Evening: The black night thrills to chanting, groaning, hissing. Tongues trill high-pitched screams. Insisted hands slap the tam-tamm and impose a rhythm on everything.

Then, the dancing begins. A Moorish woman, caped in indigo, unfolds a silk turban and slowly slithers the cloth about her body, around her neck, down her arm, between graceful fingers.It's a movement as old as her ancestors, and it draws villagers out of their grass huts. But only half of Tin Aicha's community is in the village now; the other half is far away, roaming with the village herds.

Until fall rains call them home for three months of planting and harvest work , the wanderers will live in the bush with their beasts, thinning out one pasture, then moving on to the next.

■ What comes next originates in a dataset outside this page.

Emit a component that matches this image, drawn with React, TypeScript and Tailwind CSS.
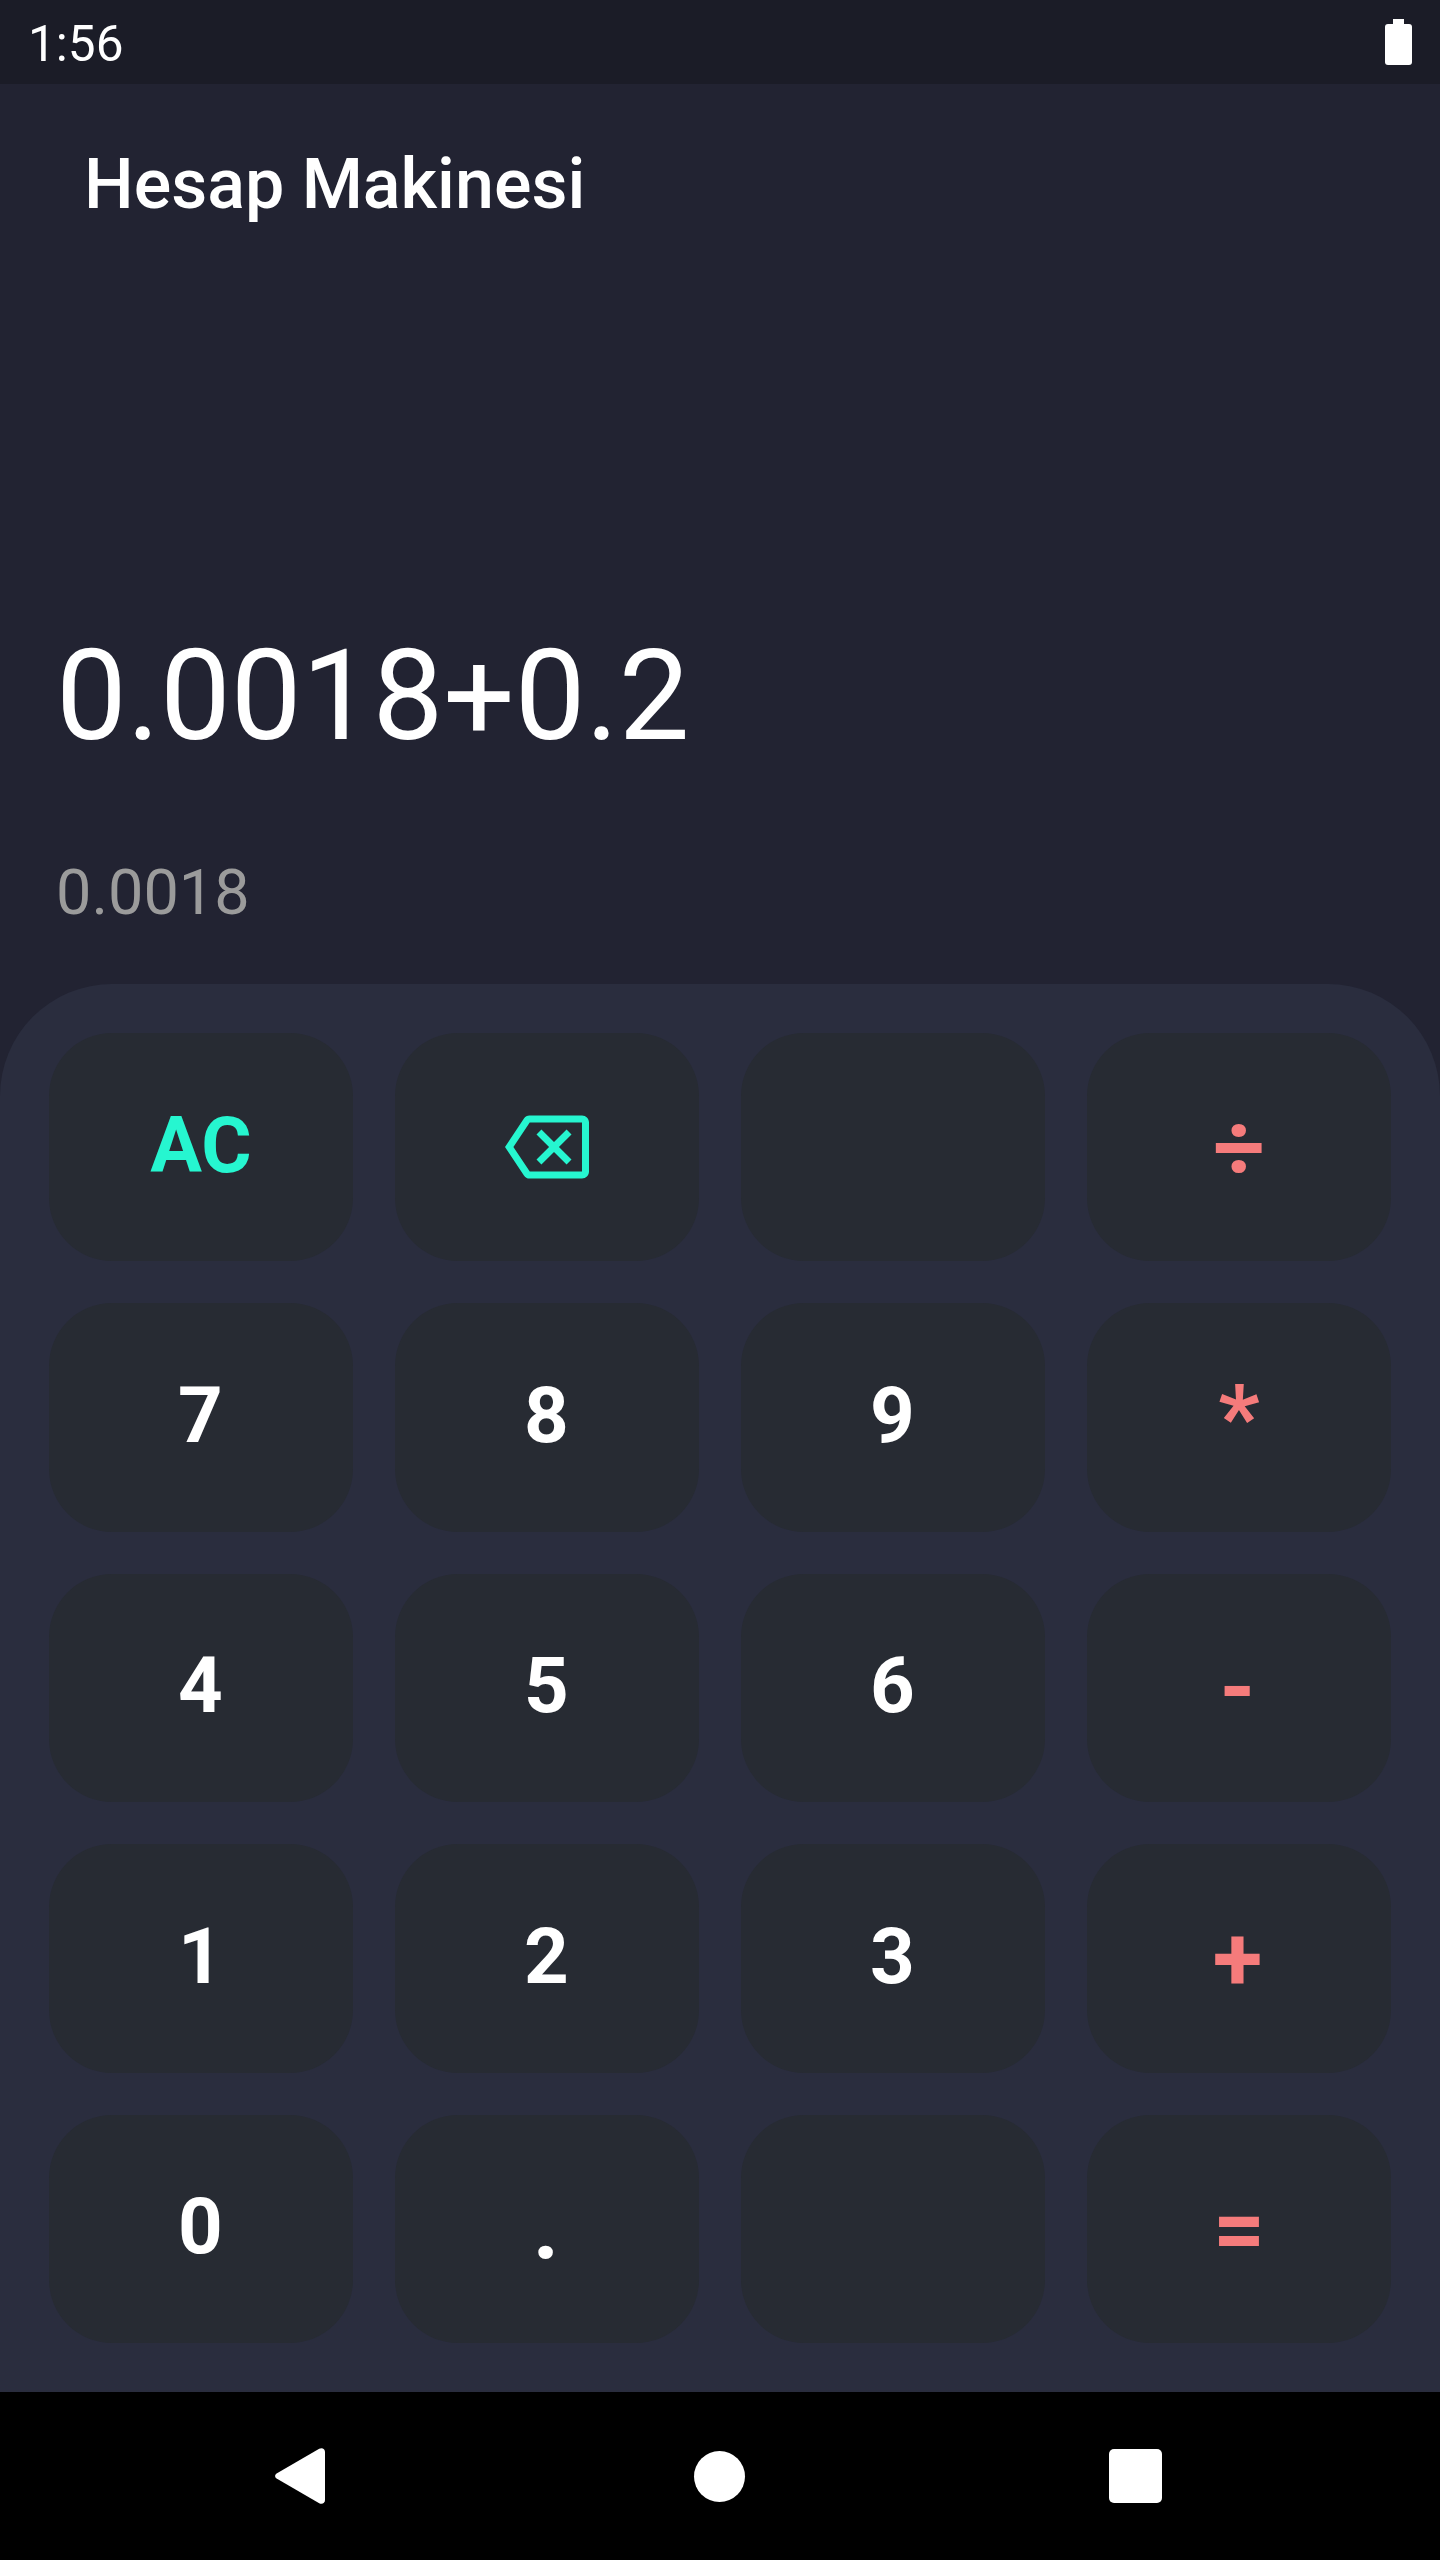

Important to Tin Aichan nomads, who so honor tradition, was the provision of cattle to replenish the "bones on hooves" which they had lost during the drought. Not only did the herds give nomads a comforting link with their heritage, they also filled essential economic and social needs by permitting the nomads to continue as merchants of meat and dairy products. Says one Tin Aichan: "The animals in Tin Aicha have restored the nomads' peace of mind." Thursday, Jan. 24

Noon: It is not uncommon to be invited to someone's home for a meal and see little of the host. To the nomad, "entertaining" means providing a sumptuous meal more than it means chatting away the afternoon. And it's acceptable for a visitor to curl up on the mat and sleep a bit while waiting for dinner; in fact, it eases the host to know one is not anxious.

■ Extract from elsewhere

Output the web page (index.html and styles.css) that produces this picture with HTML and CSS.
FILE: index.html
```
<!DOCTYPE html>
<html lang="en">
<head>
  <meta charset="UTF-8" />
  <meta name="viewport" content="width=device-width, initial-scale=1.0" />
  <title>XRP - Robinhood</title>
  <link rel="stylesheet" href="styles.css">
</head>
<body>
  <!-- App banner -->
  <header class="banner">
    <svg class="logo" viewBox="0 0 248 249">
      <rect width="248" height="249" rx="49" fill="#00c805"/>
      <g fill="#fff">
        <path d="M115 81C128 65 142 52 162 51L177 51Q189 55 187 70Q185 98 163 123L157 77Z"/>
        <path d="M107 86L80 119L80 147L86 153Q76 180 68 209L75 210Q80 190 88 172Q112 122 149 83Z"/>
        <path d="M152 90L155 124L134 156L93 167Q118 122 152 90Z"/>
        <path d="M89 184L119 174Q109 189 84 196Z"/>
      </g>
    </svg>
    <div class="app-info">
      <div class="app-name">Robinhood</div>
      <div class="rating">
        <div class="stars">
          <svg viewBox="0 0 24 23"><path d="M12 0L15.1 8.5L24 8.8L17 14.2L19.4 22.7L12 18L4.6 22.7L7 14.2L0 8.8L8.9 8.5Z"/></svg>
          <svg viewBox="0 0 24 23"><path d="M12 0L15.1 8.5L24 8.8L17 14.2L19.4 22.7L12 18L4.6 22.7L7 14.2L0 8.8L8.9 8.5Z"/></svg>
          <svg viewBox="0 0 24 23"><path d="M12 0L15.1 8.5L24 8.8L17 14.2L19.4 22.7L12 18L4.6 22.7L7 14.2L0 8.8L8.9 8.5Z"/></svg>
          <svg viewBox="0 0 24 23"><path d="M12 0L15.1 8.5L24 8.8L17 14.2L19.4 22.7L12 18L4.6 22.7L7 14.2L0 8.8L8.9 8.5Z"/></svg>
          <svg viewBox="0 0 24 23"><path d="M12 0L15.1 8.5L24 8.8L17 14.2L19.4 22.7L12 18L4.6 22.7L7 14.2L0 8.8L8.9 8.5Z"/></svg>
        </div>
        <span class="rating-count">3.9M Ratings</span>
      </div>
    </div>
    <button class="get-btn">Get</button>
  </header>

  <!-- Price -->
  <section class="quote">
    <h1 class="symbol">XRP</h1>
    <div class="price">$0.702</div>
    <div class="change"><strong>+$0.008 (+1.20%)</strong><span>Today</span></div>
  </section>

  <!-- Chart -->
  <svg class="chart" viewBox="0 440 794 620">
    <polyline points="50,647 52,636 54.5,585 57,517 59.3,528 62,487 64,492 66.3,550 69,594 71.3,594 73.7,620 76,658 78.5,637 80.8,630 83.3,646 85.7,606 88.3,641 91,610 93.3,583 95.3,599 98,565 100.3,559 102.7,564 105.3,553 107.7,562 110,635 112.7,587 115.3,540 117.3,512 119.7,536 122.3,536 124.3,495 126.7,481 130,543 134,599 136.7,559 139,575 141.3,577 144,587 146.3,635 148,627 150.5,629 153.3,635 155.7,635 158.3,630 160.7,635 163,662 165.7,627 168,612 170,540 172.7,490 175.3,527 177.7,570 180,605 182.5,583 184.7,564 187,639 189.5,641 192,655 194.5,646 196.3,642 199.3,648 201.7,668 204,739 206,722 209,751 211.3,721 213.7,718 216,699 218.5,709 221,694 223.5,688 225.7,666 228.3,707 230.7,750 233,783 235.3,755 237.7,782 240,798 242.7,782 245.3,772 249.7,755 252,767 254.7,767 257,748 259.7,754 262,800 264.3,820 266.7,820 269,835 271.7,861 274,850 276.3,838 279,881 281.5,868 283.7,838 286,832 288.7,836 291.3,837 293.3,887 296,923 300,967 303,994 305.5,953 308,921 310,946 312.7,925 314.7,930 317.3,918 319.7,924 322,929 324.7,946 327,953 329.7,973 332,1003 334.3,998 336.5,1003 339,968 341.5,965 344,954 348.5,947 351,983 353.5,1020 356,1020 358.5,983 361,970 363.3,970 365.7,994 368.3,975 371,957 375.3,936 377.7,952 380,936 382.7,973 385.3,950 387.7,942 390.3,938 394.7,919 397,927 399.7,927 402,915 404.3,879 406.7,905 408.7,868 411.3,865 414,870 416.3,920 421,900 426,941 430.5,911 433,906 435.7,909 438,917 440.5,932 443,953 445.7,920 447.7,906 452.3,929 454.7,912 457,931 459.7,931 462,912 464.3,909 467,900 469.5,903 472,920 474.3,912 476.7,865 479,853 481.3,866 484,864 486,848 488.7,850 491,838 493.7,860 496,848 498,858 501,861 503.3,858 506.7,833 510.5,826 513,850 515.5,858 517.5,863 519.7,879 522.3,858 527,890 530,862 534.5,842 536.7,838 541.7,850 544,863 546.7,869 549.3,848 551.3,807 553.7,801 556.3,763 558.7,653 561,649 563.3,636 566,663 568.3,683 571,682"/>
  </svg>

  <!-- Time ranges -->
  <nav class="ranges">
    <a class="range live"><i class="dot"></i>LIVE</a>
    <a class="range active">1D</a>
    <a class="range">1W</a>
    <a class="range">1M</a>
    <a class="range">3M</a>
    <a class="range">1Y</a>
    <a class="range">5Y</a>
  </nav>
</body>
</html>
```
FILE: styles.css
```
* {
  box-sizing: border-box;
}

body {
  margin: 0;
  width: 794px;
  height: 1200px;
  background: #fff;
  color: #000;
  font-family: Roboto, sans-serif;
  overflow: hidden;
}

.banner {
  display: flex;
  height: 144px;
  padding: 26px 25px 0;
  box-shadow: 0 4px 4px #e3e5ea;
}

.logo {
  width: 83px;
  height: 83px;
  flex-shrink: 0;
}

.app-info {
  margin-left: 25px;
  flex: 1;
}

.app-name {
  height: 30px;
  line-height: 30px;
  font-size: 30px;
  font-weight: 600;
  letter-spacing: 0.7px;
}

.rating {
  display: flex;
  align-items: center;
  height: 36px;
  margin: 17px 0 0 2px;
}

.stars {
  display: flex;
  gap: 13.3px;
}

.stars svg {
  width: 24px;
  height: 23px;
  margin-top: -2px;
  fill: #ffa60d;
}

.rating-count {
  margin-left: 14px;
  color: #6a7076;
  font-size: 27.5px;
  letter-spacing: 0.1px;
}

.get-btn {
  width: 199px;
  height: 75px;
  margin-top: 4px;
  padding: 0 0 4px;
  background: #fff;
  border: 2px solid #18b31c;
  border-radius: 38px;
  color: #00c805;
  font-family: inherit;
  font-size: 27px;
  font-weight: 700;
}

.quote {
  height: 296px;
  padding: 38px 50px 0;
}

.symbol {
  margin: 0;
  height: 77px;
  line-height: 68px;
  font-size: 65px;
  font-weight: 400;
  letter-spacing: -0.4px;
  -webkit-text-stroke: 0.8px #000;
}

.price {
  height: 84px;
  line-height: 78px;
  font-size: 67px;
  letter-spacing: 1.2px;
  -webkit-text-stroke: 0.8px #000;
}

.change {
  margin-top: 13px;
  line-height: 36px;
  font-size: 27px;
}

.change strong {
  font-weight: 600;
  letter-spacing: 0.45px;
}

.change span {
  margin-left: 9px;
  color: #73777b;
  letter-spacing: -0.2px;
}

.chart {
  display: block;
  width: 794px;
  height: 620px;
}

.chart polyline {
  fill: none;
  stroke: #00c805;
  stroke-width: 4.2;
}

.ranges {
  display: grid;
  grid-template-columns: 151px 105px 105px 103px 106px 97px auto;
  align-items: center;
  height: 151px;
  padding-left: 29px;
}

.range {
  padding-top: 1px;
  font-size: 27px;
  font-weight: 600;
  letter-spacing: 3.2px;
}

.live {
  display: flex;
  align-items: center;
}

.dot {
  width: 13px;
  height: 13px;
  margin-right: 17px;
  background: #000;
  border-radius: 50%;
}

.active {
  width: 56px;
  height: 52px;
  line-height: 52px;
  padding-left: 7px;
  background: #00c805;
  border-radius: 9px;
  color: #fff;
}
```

Special meals, such as today's lunch with Chief Tangui Ag Hassan, traditionally begin with the finest of the "delicacies": lamb organs -- every single unappetizing (to Westerners) one. i choose my mouthfuls carefully, slowly chewing one morsel while scrutinizing the communal pot to determine which will be my next. One has to have two "next bites" in mind, just in case some other hand scoops the firs choice. Friday, Jan. 25

Morning: Yehia, arrayed in an orange bouboum and blue thongs, sashays up to the old chalkboard and sprawls French phrases across its pitted face. Then, like the ring-leader of a circus, he makes an elegant pivot toward his fifth-grade class, gestures grandly, and flings a question.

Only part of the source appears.